A. commerciale Con l’espressione avviamento commerciale si indica l’attitudine del complesso aziendale di un’impresa a conseguire profitto, in virtù di fattori oggettivi e/o soggettivi che lo caratterizzano. Si suole, perciò, distinguere l’avviamento in oggettivo o soggettivo: il primo è riconducibile a fattori intrinseci dell’azienda, non suscettibili di modifica a seguito di variazione del titolare dell’azienda (per es. la disponibilità di un brevetto o la posizione dei locali); il secondo è dovuto alle abilità manageriali dell’imprenditore ad accrescere e mantenere la clientela. L’avviamento è spesso destinato a rimanere inespresso, fintantoché non si abbia un trasferimento del complesso aziendale. In tale occasione, il maggior valore del complesso aziendale trasferito rispetto alla sommatoria dei valori dei singoli cespiti ceduti trova evidenza nel corrispettivo versato dall’acquirente a titolo di avviamento. In questo senso, l’avviamento può essere annoverato tra i beni immateriali dell’impresa La somma così pagata può essere inserita nell’attivo dello stato patrimoniale del bilancio d’impresa (art. 2424 c.c.), previo consenso, ove esistente, del collegio sindacale, e deve essere ammortizzata entro un periodo di 5 anni o più, purché non oltre la durata di utilizzazione dell’avviamento e con adeguata motivazione nella nota integrativa del bilancio (art. 2426 c.c.).

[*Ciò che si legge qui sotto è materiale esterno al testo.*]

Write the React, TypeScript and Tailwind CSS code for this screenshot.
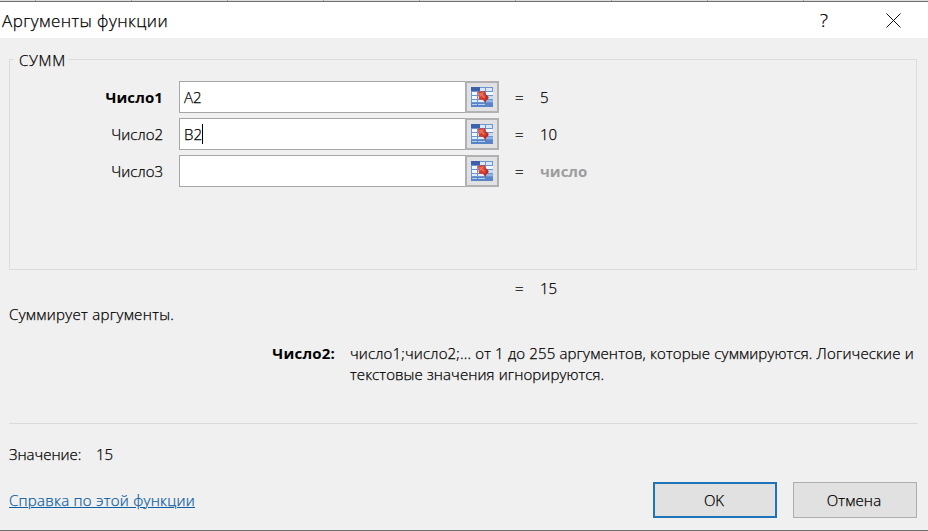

La parte ‘invisibile’ del valore di un’impresa. Il valore di un’impresa si compone di parti visibili (edifici, macchinari, materie prime, prodotti finiti in magazzino) e di parti invisibili (il buon nome dell’impresa, la notorietà del marchio, la rete di clienti e di fornitori, il saper fare che sta dietro al processo produttivo, una favorevole localizzazione geografica, la qualità del personale e del management). Nella valutazione di un’impresa, l’a. diventa una misura sintetica della sua capacità di reddito e viene quantificato quando l’impresa viene ceduta o quando si fonde con un’altra impresa. L’a., quando deriva da un acquisto di un’altra impresa o da una fusione, può diventare parte delle attività nel bilancio patrimoniale dell’impresa e può essere ammortizzato, come se fosse un macchinario o un edificio.
Nelle macchine motrici, il periodo durante il quale esse iniziano il moto e raggiungono la condizione di regime. Per quanto riguarda le macchine elettriche occorre, durante l’a., variare opportunamente le caratteristiche dei circuiti agendo su adatti dispositivi (reostati d’a., avvolgimenti d’a. ecc.). I motori a combustione interna hanno bisogno, per avviarsi, di una sorgente esterna di energia che faccia loro compiere un certo numero di giri. Si può operare immettendo nei cilindri, in fase opportuna, aria compressa prelevata da bombole, con l’ausilio di valvole d’a. o di distributori che mettono in comunicazione i cilindri con la bombola. Per i motori degli autoveicoli ci si serve in genere di un motorino d’a. (fig.): all’atto della messa in moto l’elettromagnete a provvede, per mezzo della leva a forcella b, a spostare il pignone c in modo che ingrani con la corona dentata d ricavata sul volano, e, immediatamente dopo, a far partire il motorino elettrico e, che può così trasmettere la coppia motrice all’albero motore; il dispositivo a ruota libera f, che permette la trasmissione dello sforzo in un solo senso, impedisce che il motore, una volta avviato, trasmetta una velocità di rotazione eccessiva al motorino; quest’ultimo è poi automaticamente disimpegnato per mezzo della molla di richiamo g: h, induttore; i, indotto; l, collettore; m, spazzola. Per i piccoli motori a benzina l’a. può essere a pedale (motocicli) o a strappo mediante funicella (fuoribordo). Le turbine a gas si avviano con un motore di lancio, che le porta a una certa velocità minima di rotazione, o con altri procedimenti.